I’m guessing the majority of Saturday’s Glasgow RSNO audience would have found the first half of this programme hard going. Not so much because of Brahms’ super-intensive Double Concerto (for violin and cello), which in itself is an exhaustive but highly satisfying listen, but because it was paired with another double concerto, by the equally intense Wolfgang Rihm, whose music (and there’s masses of it) can often be hard to digest.
The RSNO with Mira Wang and Jan Vogler, Glasgow Royal Concert Hall ***
The latter was written for the evening’s soloists, husband-and-wife team Mira Wang and Jan Vogler, whose performance, with the RSNO under Peter Oundjian, was as meticulous and cerebral as the music. There is a coldness in this work, however: a relentless torrent of notes whose own unyielding energy defeats itself.

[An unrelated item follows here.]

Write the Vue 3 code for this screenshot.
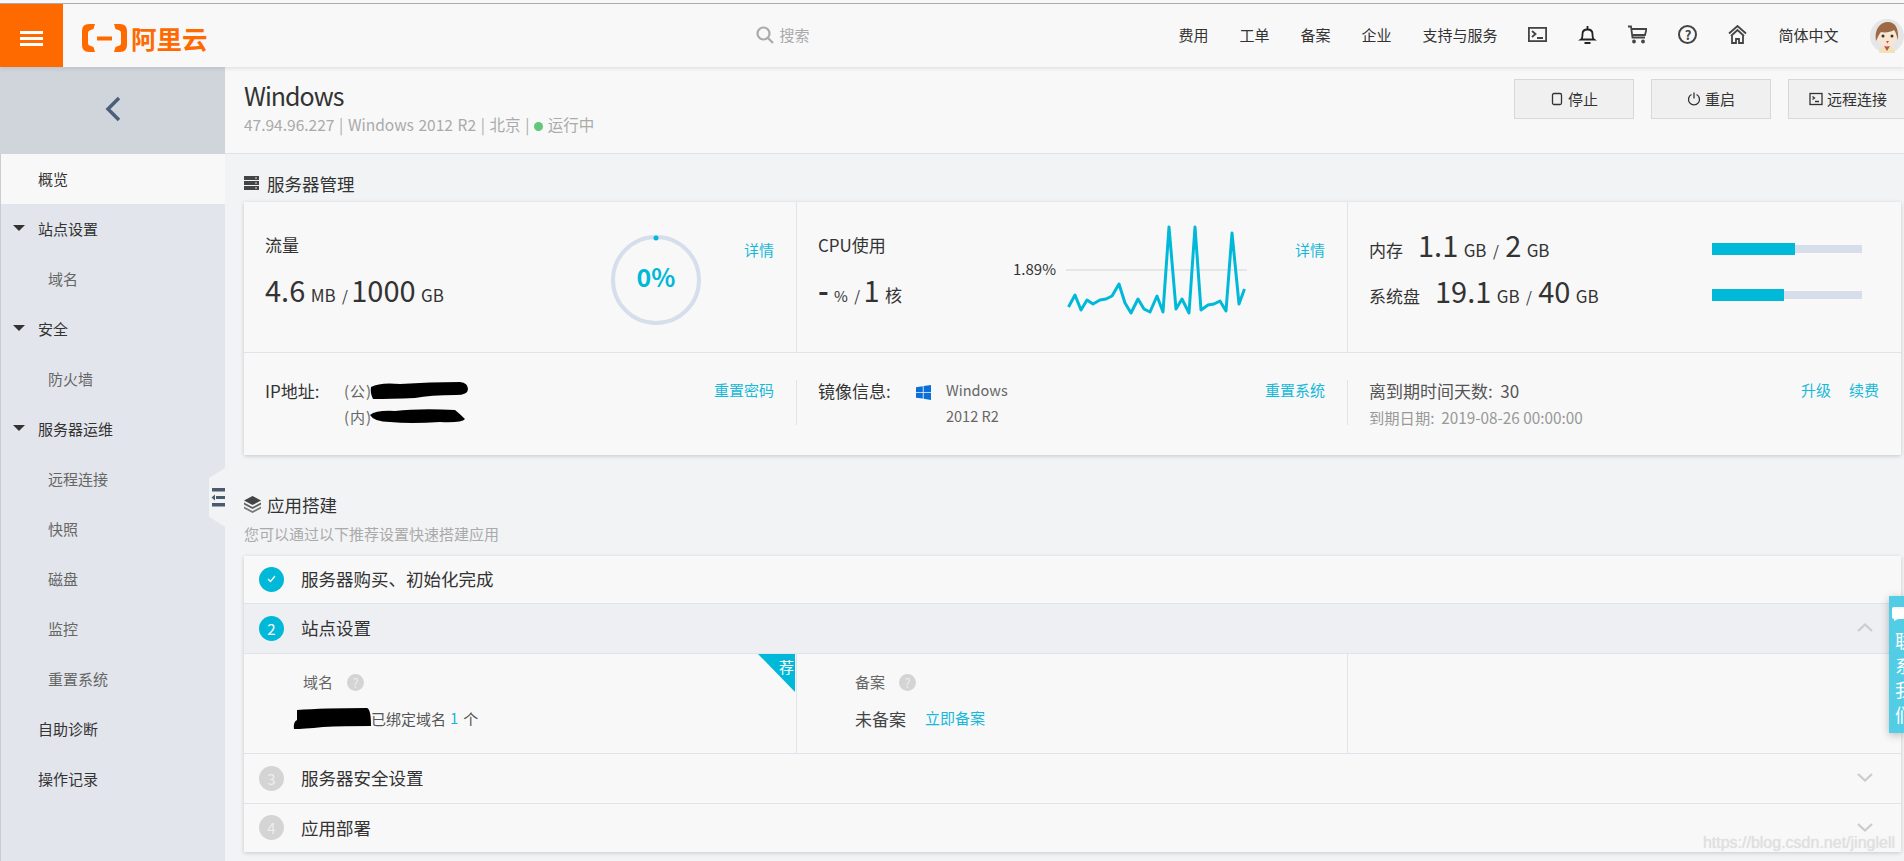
<script setup>
const nav = ['费用', '工单', '备案', '企业', '支持与服务']

const menu = [
  { name: '概览', type: 'top', active: true },
  { name: '站点设置', type: 'group' },
  { name: '域名', type: 'sub' },
  { name: '安全', type: 'group' },
  { name: '防火墙', type: 'sub' },
  { name: '服务器运维', type: 'group' },
  { name: '远程连接', type: 'sub' },
  { name: '快照', type: 'sub' },
  { name: '磁盘', type: 'sub' },
  { name: '监控', type: 'sub' },
  { name: '重置系统', type: 'sub' },
  { name: '自助诊断', type: 'top' },
  { name: '操作记录', type: 'top' }
]

// cpu samples, read off the chart
const cpu = [
  [8.5, 87], [15, 75], [21, 90], [27, 80], [33, 84], [40, 80], [46, 79], [52, 76],
  [59, 64], [65, 83], [71, 93], [78, 79], [84, 89], [90, 92], [97, 76], [103, 92],
  [109, 7], [116, 89], [122, 79], [129, 93], [135, 7], [141, 90], [148, 85], [154, 84],
  [160, 81], [166, 91], [172, 13], [179, 84], [184.500, 69]
]
const cpuPoints = cpu.map(p => p.join(',')).join(' ')

const usage = [
  { label: '内存', used: '1.1', total: '2', percent: 55.4 },
  { label: '系统盘', used: '19.1', total: '40', percent: 47.8 }
]
</script>

<template>
  <div class="page">
    <header class="topbar">
      <div class="burger"><i></i><i></i><i></i></div>
      <div class="logo">
        <svg width="45" height="28" viewBox="0 0 45 28">
          <path d="M13 0H7Q0 0 0 7V21Q0 28 7 28H13L11.500 23 7.500 21.500Q6 21 6 19V9Q6 7 7.500 6.500L11.500 5Z" fill="#ff6a00" />
          <path d="M32 0H38Q45 0 45 7V21Q45 28 38 28H32L33.500 23 37.500 21.500Q39 21 39 19V9Q39 7 37.500 6.500L33.500 5Z" fill="#ff6a00" />
          <rect x="15" y="12.500" width="15" height="4" fill="#ff6a00" />
        </svg>
        <span class="logo-text">阿里云</span>
      </div>
      <div class="search">
        <svg width="18" height="18" viewBox="0 0 18 18" fill="none" stroke="#aaa" stroke-width="2.200">
          <circle cx="7.500" cy="7.500" r="6" />
          <path d="M12 12l5 5" />
        </svg>
        <span>搜索</span>
      </div>
      <nav class="nav">
        <a v-for="item in nav" :key="item">{{ item }}</a>
        <svg width="19" height="15" viewBox="0 0 19 15" fill="none" stroke="#444" stroke-width="1.800">
          <rect x="0.900" y="0.900" width="17.200" height="13.200" />
          <path d="M4 4l3.500 3L4 10M9 11h6" />
        </svg>
        <svg width="19" height="19" viewBox="0 0 19 19" fill="none" stroke="#222" stroke-width="1.800">
          <path d="M3 14.500c1.500-1 1.500-2 1.500-5.500 0-3 2-4.500 5-4.500s5 1.500 5 4.500c0 3.500 0 4.500 1.500 5.500z" />
          <path d="M9.500 1v3M6.500 18h6" />
        </svg>
        <svg width="19" height="19" viewBox="0 0 19 19" fill="none" stroke="#444" stroke-width="1.800">
          <path d="M0 1.500h3l1.500 11h12.500M4 4h14.500l-1.500 6H5" />
          <circle cx="6" cy="16.500" r="1" fill="#444" />
          <circle cx="15" cy="16.500" r="1" fill="#444" />
        </svg>
        <span class="help">?</span>
        <svg width="19" height="19" viewBox="0 0 19 19" fill="none" stroke="#444" stroke-width="1.800">
          <path d="M1 8.500L9.500 1 18 8.500M3 11l6.500-6 6.500 6" />
          <path d="M4 11v7h4v-4h3v4h4v-7" />
        </svg>
        <a>简体中文</a>
        <svg class="avatar" width="34" height="34" viewBox="0 0 34 34">
          <circle cx="17" cy="17" r="17" fill="#e6e6e6" />
          <path d="M9 34c0-5 4-7 8-7s8 2 8 7z" fill="#f2e2b8" />
          <path d="M14 27l3 5 3-5z" fill="#c0504d" />
          <ellipse cx="17" cy="17" rx="10" ry="10.500" fill="#f8e6d2" />
          <path d="M6 22C4 8 12 3 18 3c7 0 11 6 10 18-1-3-2-8-4-10-3 2-9 3-13 2-2 2-3 5-5 9z" fill="#9c6b45" />
          <circle cx="13" cy="17" r="1.500" fill="#333" />
          <circle cx="22" cy="17" r="1.500" fill="#333" />
          <path d="M16 22h3l-1.500 2.500z" fill="#c0504d" />
        </svg>
      </nav>
    </header>

    <div class="layout">
      <aside class="sidebar">
        <div class="side-head">
          <svg width="18" height="26" viewBox="0 0 18 26" fill="none" stroke="#4c5f7a" stroke-width="3.500">
            <path d="M15 2L4 13l11 11" />
          </svg>
        </div>
        <div
          v-for="item in menu"
          :key="item.name"
          :class="['menu-item', item.type, { active: item.active }]"
        >
          <i v-if="item.type === 'group'" class="caret"></i>
          {{ item.name }}
        </div>
        <div class="collapse">
          <svg width="16" height="20" viewBox="0 0 16 20" fill="#4c5a70">
            <rect x="3" y="0" width="13" height="3.500" />
            <rect x="7" y="8" width="9" height="3" />
            <path d="M6 6.500v6L2.500 9.500z" />
            <rect x="3" y="15" width="13" height="3.500" />
          </svg>
        </div>
      </aside>

      <main class="main">
        <div class="page-head">
          <div>
            <h1 class="title">Windows</h1>
            <div class="meta">
              47.94.96.227 | Windows 2012 R2 | 北京 | <i class="dot"></i> 运行中
            </div>
          </div>
          <div class="actions">
            <button class="btn">
              <svg width="14" height="14" viewBox="0 0 14 14" fill="none" stroke="#333" stroke-width="1.300">
                <rect x="2.500" y="1.500" width="9" height="11" rx="1.500" />
              </svg>
              停止
            </button>
            <button class="btn">
              <svg width="14" height="14" viewBox="0 0 14 14" fill="none" stroke="#333" stroke-width="1.300">
                <path d="M4.500 2.500a5.500 5.500 0 1 0 5 0M7 0.500v6" />
              </svg>
              重启
            </button>
            <button class="btn">
              <svg width="14" height="14" viewBox="0 0 14 14" fill="none" stroke="#333" stroke-width="1.300">
                <rect x="1" y="1.500" width="12" height="11" />
                <path d="M3.500 4.500l2 1.500-2 1.500M6 9.500h4" />
              </svg>
              远程连接
            </button>
          </div>
        </div>

        <div class="content">
          <div class="section-head">
            <svg width="15" height="14" viewBox="0 0 15 14" fill="#444">
              <rect x="0" y="0" width="15" height="4" />
              <rect x="0" y="5" width="15" height="4" />
              <rect x="0" y="10" width="15" height="4" />
              <rect x="11" y="1.500" width="2" height="1" fill="#ddd" />
              <rect x="11" y="6.500" width="2" height="1" fill="#ddd" />
              <rect x="11" y="11.500" width="2" height="1" fill="#ddd" />
            </svg>
            服务器管理
          </div>

          <section class="card">
            <div class="card-row stats">
              <div class="cell">
                <div class="cell-main">
                  <div class="cell-label">流量</div>
                  <div class="value">
                    <b>4.6</b> <small>MB</small> <em>/</em> <b>1000</b> <small>GB</small>
                  </div>
                </div>
                <div class="ring">
                  <svg width="90" height="90" viewBox="0 0 90 90">
                    <circle cx="45" cy="45" r="43" fill="none" stroke="#d6deeb" stroke-width="4" />
                    <circle cx="45" cy="3" r="2.500" fill="#00b9d8" />
                  </svg>
                  <span>0%</span>
                </div>
                <a class="link detail">详情</a>
              </div>

              <div class="cell">
                <div class="cell-main">
                  <div class="cell-label">CPU使用</div>
                  <div class="value">
                    <b class="dash">-</b> <small class="pct">%</small> <em>/</em> <b>1</b> <small>核</small>
                  </div>
                </div>
                <span class="cpu-label">1.89%</span>
                <svg class="cpu-chart" width="190" height="100" viewBox="0 0 190 100" fill="none">
                  <path d="M6 50h181" stroke="#e6e6e6" stroke-width="2" />
                  <polyline :points="cpuPoints" stroke="#00b9d8" stroke-width="3" stroke-linejoin="round" />
                </svg>
                <a class="link detail">详情</a>
              </div>

              <div class="cell usage">
                <div v-for="row in usage" :key="row.label" class="usage-row">
                  <div class="value">
                    <span class="usage-label">{{ row.label }}</span>
                    <b>{{ row.used }}</b> <small>GB</small> <em>/</em> <b>{{ row.total }}</b> <small>GB</small>
                  </div>
                  <div class="track">
                    <div class="fill" :style="{ width: row.percent + '%' }"></div>
                  </div>
                </div>
              </div>
            </div>

            <div class="card-row infos">
              <div class="info">
                <span class="info-label ip">IP地址:</span>
                <div class="ip-lines">
                  <div class="ip-line">
                    (公)
                    <svg width="98" height="18" viewBox="0 0 98 18">
                      <path d="M1 6Q10 1 30 3 60 1 90 1 98 2 98 8 98 14 86 14 60 14 45 17 20 18 3 18 0 12 1 6Z" fill="#000" />
                    </svg>
                  </div>
                  <div class="ip-line">
                    (内)
                    <svg width="95" height="16" viewBox="0 0 95 16">
                      <path d="M0 7Q6 2 25 3 50 0 85 2 90 6 95 11 92 15 70 14 40 16 20 14 4 14 0 7Z" fill="#000" />
                    </svg>
                  </div>
                </div>
                <a class="link">重置密码</a>
              </div>
              <div class="info">
                <span class="info-label image">镜像信息:</span>
                <svg class="win" width="15" height="15" viewBox="0 0 15 15" fill="#0a6fd8">
                  <path d="M0 2.200L6.800 1.200V7H0zM7.600 1.100L15 0V7H7.600zM0 7.800H6.800V13.600L0 12.700zM7.600 7.800H15V15L7.600 13.800z" />
                </svg>
                <div class="image-name">
                  <div>Windows</div>
                  <div>2012 R2</div>
                </div>
                <a class="link">重置系统</a>
              </div>
              <div class="info">
                <div class="expire">
                  <div class="expire-days">离到期时间天数:&nbsp;&nbsp;30</div>
                  <div class="expire-date">到期日期:&nbsp;&nbsp;2019-08-26 00:00:00</div>
                </div>
                <a class="link">升级</a>
                <a class="link renew">续费</a>
              </div>
            </div>
          </section>

          <div class="section-head second">
            <svg width="17" height="17" viewBox="0 0 17 17" fill="#444">
              <path d="M8.500 0L17 4.500 8.500 9 0 4.500z" />
              <path d="M0 6.500l8.500 4.500L17 6.500v2L8.500 13 0 8.500z" opacity=".85" />
              <path d="M0 10.500L8.500 15 17 10.500v2L8.500 17 0 12.500z" opacity=".7" />
            </svg>
            应用搭建
          </div>
          <p class="section-sub">您可以通过以下推荐设置快速搭建应用</p>

          <section class="steps">
            <div class="step first">
              <span class="badge">
                <svg width="9" height="8" viewBox="0 0 9 8" fill="none" stroke="#fff" stroke-width="1.300">
                  <path d="M1 4l2.500 2.500L8 1" />
                </svg>
              </span>
              服务器购买、初始化完成
            </div>
            <div class="step open">
              <span class="badge">2</span>
              站点设置
              <svg class="chevron" width="16" height="9" viewBox="0 0 16 9" fill="none" stroke="#ccc" stroke-width="2.200">
                <path d="M1 8l7-6.500L15 8" />
              </svg>
            </div>
            <div class="step-body">
              <div class="pane domain">
                <div class="pane-title">域名 <span class="tip">?</span></div>
                <div class="pane-line">
                  <svg class="blob" width="78" height="21" viewBox="0 0 78 21">
                    <path d="M4 2Q30 0 74 0 78 1 78 18 50 18 30 19 10 21 1 21 0 14 4 12Z" fill="#000" />
                  </svg>
                  <span>已绑定域名</span>
                  <a class="link count">1</a>
                  <span>个</span>
                </div>
                <div class="corner"><span>荐</span></div>
              </div>
              <div class="pane record">
                <div class="pane-title">备案 <span class="tip">?</span></div>
                <div class="pane-line">
                  <span class="status">未备案</span>
                  <a class="link">立即备案</a>
                </div>
              </div>
              <div class="pane"></div>
            </div>
            <div class="step idle">
              <span class="badge">3</span>
              服务器安全设置
              <svg class="chevron" width="16" height="9" viewBox="0 0 16 9" fill="none" stroke="#ccc" stroke-width="2.200">
                <path d="M1 1l7 6.500L15 1" />
              </svg>
            </div>
            <div class="step idle last">
              <span class="badge">4</span>
              应用部署
              <svg class="chevron" width="16" height="9" viewBox="0 0 16 9" fill="none" stroke="#ccc" stroke-width="2.200">
                <path d="M1 1l7 6.500L15 1" />
              </svg>
            </div>
          </section>
        </div>
      </main>
    </div>

    <div class="contact">
      <div class="contact-inner">
        <svg width="18" height="14" viewBox="0 0 18 14" fill="#fff">
          <path d="M2 0h14q2 0 2 2v8q0 2-2 2H6l-4 2v-2q-2 0-2-2V2q0-2 2-2z" />
        </svg>
        <span>联</span><span>系</span><span>我</span><span>们</span>
      </div>
    </div>
    <div class="watermark">https://blog.csdn.net/jinglell</div>
  </div>
</template>

<style>
html, body {
  margin: 0;
  overflow: hidden;
}
</style>

<style scoped>
.page {
  position: relative;
  width: 1904px;
  height: 861px;
  overflow: hidden;
  background: #f2f3f5;
  color: #333;
  font-family: "Noto Sans CJK SC", "Noto Sans", sans-serif;
  font-size: 15px;
}

.topbar {
  position: relative;
  z-index: 2;
  display: flex;
  align-items: center;
  box-sizing: border-box;
  height: 67px;
  padding: 4px 0 2px;
  background: linear-gradient(#f8f8f8 3px, #aaa 3px, #aaa 4px, #f8f8f8 4px);
  box-shadow: 0 1px 5px rgba(0, 0, 0, 0.12);
}

.burger {
  display: flex;
  flex-direction: column;
  justify-content: center;
  gap: 3px;
  align-self: stretch;
  width: 63px;
  margin-bottom: -2px;
  padding: 6px 0 0 20px;
  box-sizing: border-box;
  background: #ff6a00;
}

.burger i {
  display: block;
  width: 23px;
  height: 3px;
  background: #fff;
}

.logo {
  display: flex;
  align-items: center;
  gap: 4px;
  margin: 7px 0 0 19px;
}

.logo-text {
  color: #ff6a00;
  font-size: 25.500px;
  font-weight: 700;
  line-height: 28px;
}

.search {
  display: flex;
  align-items: center;
  gap: 6px;
  margin-left: 548px;
  color: #aaa;
}

.nav {
  display: flex;
  align-items: center;
  gap: 31px;
  margin-left: auto;
  color: #333;
}

.help {
  box-sizing: border-box;
  width: 19px;
  height: 19px;
  border: 2px solid #444;
  border-radius: 50%;
  font-size: 13px;
  font-weight: 700;
  line-height: 15px;
  text-align: center;
  color: #444;
}

.avatar {
  margin: 3px 0 0 0.500px;
}

.layout {
  display: flex;
  height: 794px;
}

.sidebar {
  position: relative;
  flex: none;
  box-sizing: border-box;
  width: 225px;
  border-left: 1px solid #c9cdd3;
  background: #e2e5eb;
}

.side-head {
  display: flex;
  align-items: center;
  justify-content: center;
  box-sizing: border-box;
  height: 87px;
  margin-left: -1px;
  padding-bottom: 3px;
  background: #d0d5dc;
}

.menu-item {
  display: flex;
  align-items: center;
  box-sizing: border-box;
  height: 50px;
  padding: 0 0 2px 37px;
}

.menu-item.active {
  background: #f8f8f8;
}

.menu-item.group {
  padding-left: 12px;
}

.menu-item.sub {
  padding-left: 47px;
  color: #666;
}

.caret {
  width: 0;
  height: 0;
  margin-right: 13px;
  border-top: 6px solid #333;
  border-left: 6px solid transparent;
  border-right: 6px solid transparent;
}

.collapse {
  position: absolute;
  top: 401px;
  right: 0;
  display: flex;
  align-items: center;
  justify-content: flex-end;
  width: 16px;
  height: 59px;
  background: #f2f3f5;
  clip-path: polygon(100% 0, 0 17%, 0 82%, 100% 100%);
}

.main {
  flex: 1;
  min-width: 0;
}

.page-head {
  display: flex;
  justify-content: space-between;
  box-sizing: border-box;
  height: 87px;
  padding-left: 19px;
  border-bottom: 1px solid #e0e2e6;
  background: #f8f8f8;
}

.title {
  margin: 10px 0 0;
  font-size: 25px;
  font-weight: 400;
  letter-spacing: -1px;
  line-height: 36px;
  color: #333;
}

.meta {
  margin-top: 0;
  font-size: 15.500px;
  word-spacing: 1.200px;
  line-height: 22px;
  color: #aaa;
}

.dot {
  display: inline-block;
  width: 9px;
  height: 9px;
  border-radius: 50%;
  background: #62c77a;
}

.actions {
  display: flex;
  flex: none;
  gap: 17px;
  margin: 12px -4px 0 0;
}

.btn {
  display: flex;
  align-items: center;
  justify-content: center;
  gap: 4px;
  box-sizing: border-box;
  width: 120px;
  height: 40px;
  padding: 0 0 1px;
  border: 1px solid #d8d8d8;
  background: #f0f0f0;
  color: #333;
  font: inherit;
}

.content {
  padding: 0 3px 0 19px;
}

.section-head {
  display: flex;
  align-items: center;
  gap: 8px;
  height: 36px;
  padding-top: 11px;
  padding-bottom: 1px;
  font-size: 17.500px;
}

.section-head.second {
  height: 24px;
  margin-top: 37px;
  padding: 0;
  gap: 6px;
}

.section-sub {
  margin: 8px 0 12px;
  line-height: 20px;
  color: #aaa;
}

.card,
.steps {
  background: #f8f8f8;
  box-shadow: 0 1px 4px rgba(0, 0, 0, 0.18);
}

.card-row {
  display: grid;
  grid-template-columns: 552px 551px 1fr;
}

.stats {
  box-sizing: border-box;
  height: 151px;
  border-bottom: 1px solid #e0e4ea;
}

.cell {
  display: flex;
  align-items: flex-start;
  box-sizing: border-box;
  padding: 0 22px 0 21px;
}

.cell + .cell {
  border-left: 1px solid #e0e4ea;
}

.cell-main {
  flex: 1;
  padding-top: 29px;
}

.cell-label {
  font-size: 17px;
  line-height: 28px;
}

.value {
  margin-top: 12px;
  line-height: 36px;
  white-space: nowrap;
  color: #333;
}

.value b {
  font-size: 29px;
  font-weight: 400;
}

.value small {
  margin-left: 2px;
  font-size: 17px;
}

.value em {
  margin: 0 3px;
  font-size: 15px;
  font-style: normal;
}

.cell-main .value em {
  margin-right: 0;
}

.value .dash {
  font-weight: 700;
}

.value .pct {
  font-size: 15px;
}

.ring {
  position: relative;
  flex: none;
  width: 90px;
  height: 90px;
  margin: 33px 43px 0 0;
}

.ring svg {
  display: block;
}

.ring span {
  position: absolute;
  left: 0;
  right: 0;
  top: 24px;
  font-size: 25px;
  font-weight: 700;
  line-height: 34px;
  text-align: center;
  color: #00b9d8;
}

.link {
  flex: none;
  line-height: 20px;
  color: #16b9d9;
}

.detail {
  margin-top: 38px;
}

.cpu-label {
  flex: none;
  margin: 57px 4px 0 0;
  line-height: 20px;
}

.cpu-chart {
  flex: none;
  margin: 18px 45px 0 0;
  overflow: visible;
}

.usage {
  display: block;
  padding: 24px 39px 0 21px;
}

.usage-row {
  display: flex;
  align-items: center;
  justify-content: space-between;
  height: 46px;
}

.usage-row .value {
  margin-top: -4px;
}

.usage-label {
  margin-right: 15px;
  font-size: 17px;
}

.track {
  width: 150px;
  height: 8px;
  background: #d6deeb;
}

.fill {
  height: 12px;
  margin-top: -2px;
  background: #00b9d8;
}

.track::before {
  content: "";
  display: block;
  height: 2px;
  margin-top: -2px;
}

.infos {
  height: 102px;
  padding-top: 27px;
  box-sizing: border-box;
}

.info {
  display: flex;
  align-items: flex-start;
  box-sizing: border-box;
  height: 45px;
  padding: 0 22px 0 21px;
}

.info + .info {
  border-left: 1px solid #e0e4ea;
}

.info-label {
  flex: none;
  margin-top: -1px;
  font-size: 17px;
  line-height: 24px;
}

.info-label.ip {
  width: 79px;
}

.info-label.image {
  width: 98px;
}

.ip-lines {
  flex: 1;
  margin-top: -3px;
  color: #666;
  letter-spacing: 1px;
}

.ip-line {
  display: flex;
  align-items: center;
  height: 26px;
}

.ip-line svg {
  margin-left: -2px;
}

.win {
  flex: none;
  margin: 5px 15px 0 0;
}

.image-name {
  flex: 1;
  margin-top: -3px;
  font-size: 14.500px;
  line-height: 26px;
  color: #666;
}

.expire {
  flex: 1;
  margin-top: -1px;
}

.expire-days {
  font-size: 17px;
  line-height: 24px;
  color: #555;
}

.expire-date {
  margin-top: 3px;
  font-size: 15.300px;
  line-height: 22px;
  color: #999;
}

.renew {
  margin-left: 18px;
}

.step {
  display: flex;
  align-items: center;
  box-sizing: border-box;
  height: 50px;
  padding: 0 28px 2px 15px;
  border-bottom: 1px solid #e0e4ea;
  font-size: 17.500px;
}

.step.first,
.step.last {
  height: 48px;
}

.step.last {
  border-bottom: 0;
}

.step.open {
  background: #eeeff3;
}

.badge {
  display: flex;
  align-items: center;
  justify-content: center;
  flex: none;
  width: 25px;
  height: 25px;
  margin: 1px 17px 0 0;
  border-radius: 50%;
  background: #00b9d8;
  color: #fff;
  font-size: 15px;
}

.step.idle .badge {
  background: #d4d4d4;
  color: #eee;
}

.chevron {
  margin-left: auto;
}

.step-body {
  display: grid;
  grid-template-columns: 552px 551px 1fr;
  height: 100px;
  border-bottom: 1px solid #e0e4ea;
  box-sizing: border-box;
}

.pane {
  position: relative;
  box-sizing: border-box;
  padding-top: 18px;
}

.pane + .pane {
  border-left: 1px solid #e0e4ea;
}

.pane.domain {
  padding-left: 59px;
}

.pane.record {
  padding-left: 58px;
}

.pane-title {
  display: flex;
  align-items: center;
  gap: 14px;
  line-height: 20px;
  color: #666;
}

.tip {
  width: 17px;
  height: 17px;
  border-radius: 50%;
  background: #d4d4d4;
  color: #eee;
  font-size: 13px;
  line-height: 17px;
  text-align: center;
}

.pane-line {
  display: flex;
  align-items: center;
  height: 24px;
  margin-top: 14px;
  color: #555;
}

.blob {
  flex: none;
  margin-left: -10px;
}

.count {
  margin: 0 5px 0 4px;
}

.status {
  margin-right: 19px;
  font-size: 17px;
  color: #444;
}

.corner {
  position: absolute;
  top: 0;
  right: 1px;
  width: 37px;
  height: 38px;
  background: #00b9d8;
  clip-path: polygon(0 0, 100% 0, 100% 100%);
}

.corner span {
  position: absolute;
  top: 3px;
  right: 1px;
  color: #fff;
  font-size: 15px;
  line-height: 20px;
}

.contact {
  position: absolute;
  top: 596px;
  left: 1889px;
  width: 15px;
  height: 137px;
  overflow: hidden;
  background: #52cde5;
  box-shadow: 0 2px 8px rgba(0, 0, 0, 0.25);
}

.contact-inner {
  width: 40px;
  padding: 11px 0 0 3px;
  color: #fff;
}

.contact-inner svg {
  display: block;
  margin-bottom: 7px;
}

.contact-inner span {
  display: block;
  padding-left: 3px;
  font-size: 18px;
  line-height: 24.700px;
}

.watermark {
  position: absolute;
  right: 9px;
  top: 831px;
  font-family: "Liberation Sans", sans-serif;
  font-size: 16px;
  line-height: 24px;
  color: #e0e0e0;
  text-shadow: 0 0 1px #ddd;
}
</style>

Wang and Vogler found something of the nostalgic modernism that echoes Berg, but is never quite so emotive. I wonder, too, if Oundjian could have unearthed more expressive nuances in what came over as a dry, unfeeling score.
The Brahms concerto injected some much-needed warmth, and in its later stages, particularly the gypsy-flavoured finale, we saw something of the spark that exists between this duo, Vogler’s deep-driven passion teasingly offset by Wang’s clinical precision.
If the first half contained too much of the same thing, the second brought complete respite. After the premiere of Benjamin Rimmer’s hazily atmospheric Pathway (a short 25th birthday commission by Classic FM), Beethoven’s “Pastoral” Symphony produced the most polished performance of the evening: thoughtful, colourful and stimulating.